If Yahoo! does not properly handle URIs with and without trailing forward slashes, then they have a technical problem on their end. I've not run into any problems with Yahoo! And then again, I'm not using Content Negotiation to strip file extensions. It would be nice to hear from someone who has experience in this exact scenario.
|We get a short, robust, usable URI, but one which may be suboptimal for indexing purposes. |
Actually I find both of the above examples extremely optimal for both usability and SEO purposes.
|I find that the SEO and technical issues as mentioned above tend to take precedence over the usability aspect in most cases, as the importance of URI usability is eclipsed by the importance of indexation. |
This all comes down to the level of understanding from the person structuring the URIs. When you say indexing, the first thing I think of is how clean the URI is, the depth of the content and how the site is structured.
Keyword laden URIs may cause problems. There is a point when you cross a line and possibly raise a flag or two. If you keep them short, succinct and without all the other fluff, then you have a URI structure that is perfect for usability and indexing.

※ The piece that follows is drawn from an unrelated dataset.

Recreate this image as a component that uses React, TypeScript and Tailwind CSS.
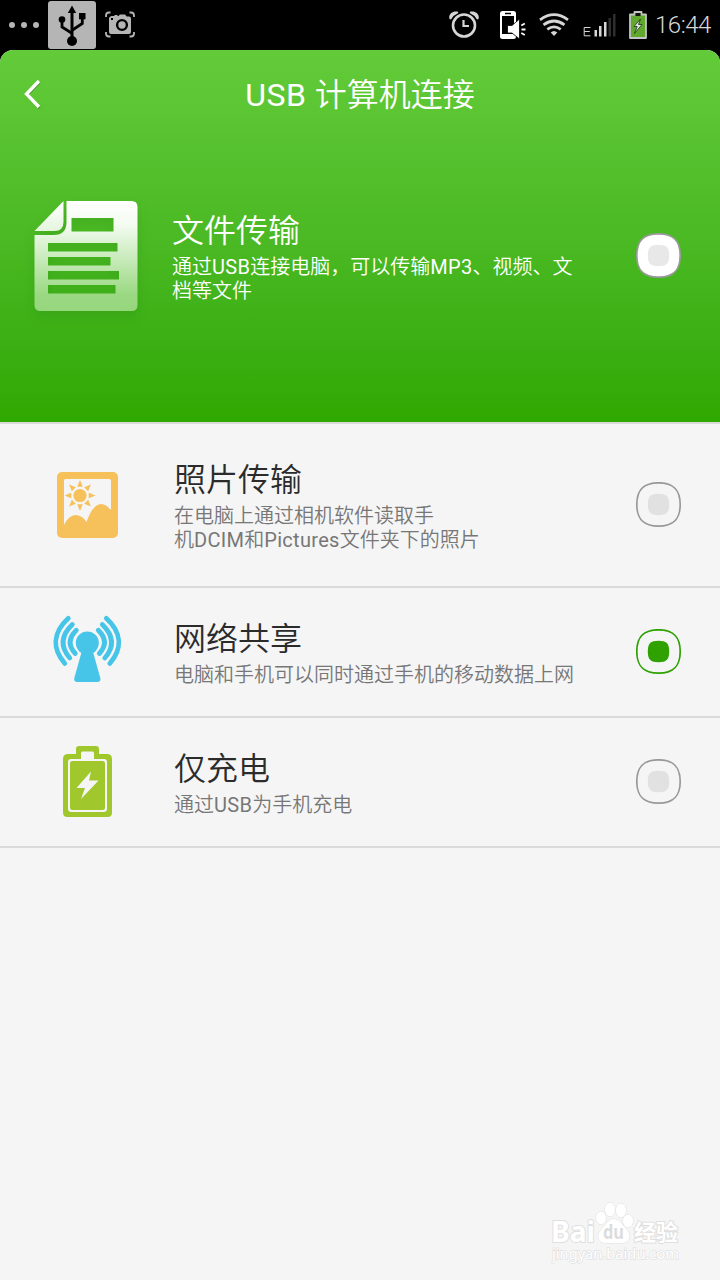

P.S. When it comes to rewrites, we get into a lot of technical issues that many overlook. For example, I was reviewing a rewrite of another site not long ago. I started to hack the URI and each time I removed one character from the string, I'd get a custom 404 returning a 200 status and the person was wondering why their pages were not getting indexed properly. They had an absolute mess on their hands with 200 status codes being returned for almost everything.
Would be my ultimate choice. But, if an existing site follows a structure that doesn't use a keyword naming structure, it's not a big deal as long as all other factors have been addressed. It's just one part in the overall equation. You can make up for it in other areas.